Given information:
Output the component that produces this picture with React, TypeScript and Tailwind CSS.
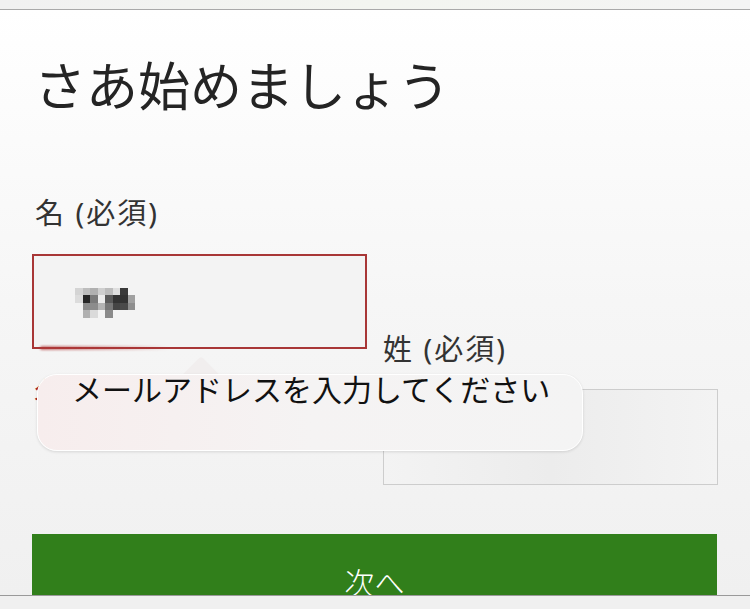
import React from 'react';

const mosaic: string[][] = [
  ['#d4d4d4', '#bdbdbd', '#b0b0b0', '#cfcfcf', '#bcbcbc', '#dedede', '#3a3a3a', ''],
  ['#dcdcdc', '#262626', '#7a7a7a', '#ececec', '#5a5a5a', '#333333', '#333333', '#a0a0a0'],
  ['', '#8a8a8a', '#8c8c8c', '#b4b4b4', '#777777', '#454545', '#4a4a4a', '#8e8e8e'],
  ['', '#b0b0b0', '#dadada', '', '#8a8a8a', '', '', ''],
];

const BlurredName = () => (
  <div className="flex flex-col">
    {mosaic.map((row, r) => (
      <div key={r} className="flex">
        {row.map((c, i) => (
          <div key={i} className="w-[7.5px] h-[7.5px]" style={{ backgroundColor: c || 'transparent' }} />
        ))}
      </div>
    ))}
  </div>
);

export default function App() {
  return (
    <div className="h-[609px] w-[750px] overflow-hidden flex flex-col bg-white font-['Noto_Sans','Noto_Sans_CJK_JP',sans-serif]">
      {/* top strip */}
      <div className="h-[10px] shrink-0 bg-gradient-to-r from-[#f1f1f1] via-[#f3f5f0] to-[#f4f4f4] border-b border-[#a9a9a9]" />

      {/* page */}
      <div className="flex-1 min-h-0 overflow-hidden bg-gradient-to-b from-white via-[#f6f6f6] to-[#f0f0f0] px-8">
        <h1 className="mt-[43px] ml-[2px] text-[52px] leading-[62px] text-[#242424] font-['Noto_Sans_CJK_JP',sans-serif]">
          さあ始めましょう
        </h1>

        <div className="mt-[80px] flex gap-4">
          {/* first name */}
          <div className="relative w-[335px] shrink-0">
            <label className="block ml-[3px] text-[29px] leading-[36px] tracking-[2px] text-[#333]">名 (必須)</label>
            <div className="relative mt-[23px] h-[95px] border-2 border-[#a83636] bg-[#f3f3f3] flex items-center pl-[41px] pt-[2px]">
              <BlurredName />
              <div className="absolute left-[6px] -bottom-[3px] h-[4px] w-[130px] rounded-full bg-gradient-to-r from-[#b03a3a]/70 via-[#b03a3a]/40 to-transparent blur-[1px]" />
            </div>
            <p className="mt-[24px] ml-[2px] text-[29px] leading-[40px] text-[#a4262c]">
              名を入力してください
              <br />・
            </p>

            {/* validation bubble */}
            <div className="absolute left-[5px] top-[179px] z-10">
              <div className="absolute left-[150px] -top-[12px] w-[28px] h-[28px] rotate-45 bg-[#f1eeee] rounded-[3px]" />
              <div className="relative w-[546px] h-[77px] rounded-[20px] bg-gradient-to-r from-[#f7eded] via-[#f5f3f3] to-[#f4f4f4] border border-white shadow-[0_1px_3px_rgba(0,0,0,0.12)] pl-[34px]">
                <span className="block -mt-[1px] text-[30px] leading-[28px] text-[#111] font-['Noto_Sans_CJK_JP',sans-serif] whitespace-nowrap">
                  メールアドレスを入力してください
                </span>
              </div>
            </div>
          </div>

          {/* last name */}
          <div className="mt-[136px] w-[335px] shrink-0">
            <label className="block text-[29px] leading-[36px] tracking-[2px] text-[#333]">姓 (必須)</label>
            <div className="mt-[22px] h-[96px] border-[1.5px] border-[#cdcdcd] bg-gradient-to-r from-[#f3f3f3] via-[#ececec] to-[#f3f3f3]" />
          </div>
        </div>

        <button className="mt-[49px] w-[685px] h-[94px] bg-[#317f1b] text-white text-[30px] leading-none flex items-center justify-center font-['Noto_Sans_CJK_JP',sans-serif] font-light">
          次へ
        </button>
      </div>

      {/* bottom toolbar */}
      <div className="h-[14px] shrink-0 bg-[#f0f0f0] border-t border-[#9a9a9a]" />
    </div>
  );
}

Requirement:
Print the complete listing exactly as it stands, without its pictures.

Result for this exercise:
Output the component that produces this picture with React, TypeScript and Tailwind CSS.
import React from 'react';

const mosaic: string[][] = [
  ['#d4d4d4', '#bdbdbd', '#b0b0b0', '#cfcfcf', '#bcbcbc', '#dedede', '#3a3a3a', ''],
  ['#dcdcdc', '#262626', '#7a7a7a', '#ececec', '#5a5a5a', '#333333', '#333333', '#a0a0a0'],
  ['', '#8a8a8a', '#8c8c8c', '#b4b4b4', '#777777', '#454545', '#4a4a4a', '#8e8e8e'],
  ['', '#b0b0b0', '#dadada', '', '#8a8a8a', '', '', ''],
];

const BlurredName = () => (
  <div className="flex flex-col">
    {mosaic.map((row, r) => (
      <div key={r} className="flex">
        {row.map((c, i) => (
          <div key={i} className="w-[7.5px] h-[7.5px]" style={{ backgroundColor: c || 'transparent' }} />
        ))}
      </div>
    ))}
  </div>
);

export default function App() {
  return (
    <div className="h-[609px] w-[750px] overflow-hidden flex flex-col bg-white font-['Noto_Sans','Noto_Sans_CJK_JP',sans-serif]">
      {/* top strip */}
      <div className="h-[10px] shrink-0 bg-gradient-to-r from-[#f1f1f1] via-[#f3f5f0] to-[#f4f4f4] border-b border-[#a9a9a9]" />

      {/* page */}
      <div className="flex-1 min-h-0 overflow-hidden bg-gradient-to-b from-white via-[#f6f6f6] to-[#f0f0f0] px-8">
        <h1 className="mt-[43px] ml-[2px] text-[52px] leading-[62px] text-[#242424] font-['Noto_Sans_CJK_JP',sans-serif]">
          さあ始めましょう
        </h1>

        <div className="mt-[80px] flex gap-4">
          {/* first name */}
          <div className="relative w-[335px] shrink-0">
            <label className="block ml-[3px] text-[29px] leading-[36px] tracking-[2px] text-[#333]">名 (必須)</label>
            <div className="relative mt-[23px] h-[95px] border-2 border-[#a83636] bg-[#f3f3f3] flex items-center pl-[41px] pt-[2px]">
              <BlurredName />
              <div className="absolute left-[6px] -bottom-[3px] h-[4px] w-[130px] rounded-full bg-gradient-to-r from-[#b03a3a]/70 via-[#b03a3a]/40 to-transparent blur-[1px]" />
            </div>
            <p className="mt-[24px] ml-[2px] text-[29px] leading-[40px] text-[#a4262c]">
              名を入力してください
              <br />・
            </p>

            {/* validation bubble */}
            <div className="absolute left-[5px] top-[179px] z-10">
              <div className="absolute left-[150px] -top-[12px] w-[28px] h-[28px] rotate-45 bg-[#f1eeee] rounded-[3px]" />
              <div className="relative w-[546px] h-[77px] rounded-[20px] bg-gradient-to-r from-[#f7eded] via-[#f5f3f3] to-[#f4f4f4] border border-white shadow-[0_1px_3px_rgba(0,0,0,0.12)] pl-[34px]">
                <span className="block -mt-[1px] text-[30px] leading-[28px] text-[#111] font-['Noto_Sans_CJK_JP',sans-serif] whitespace-nowrap">
                  メールアドレスを入力してください
                </span>
              </div>
            </div>
          </div>

          {/* last name */}
          <div className="mt-[136px] w-[335px] shrink-0">
            <label className="block text-[29px] leading-[36px] tracking-[2px] text-[#333]">姓 (必須)</label>
            <div className="mt-[22px] h-[96px] border-[1.5px] border-[#cdcdcd] bg-gradient-to-r from-[#f3f3f3] via-[#ececec] to-[#f3f3f3]" />
          </div>
        </div>

        <button className="mt-[49px] w-[685px] h-[94px] bg-[#317f1b] text-white text-[30px] leading-none flex items-center justify-center font-['Noto_Sans_CJK_JP',sans-serif] font-light">
          次へ
        </button>
      </div>

      {/* bottom toolbar */}
      <div className="h-[14px] shrink-0 bg-[#f0f0f0] border-t border-[#9a9a9a]" />
    </div>
  );
}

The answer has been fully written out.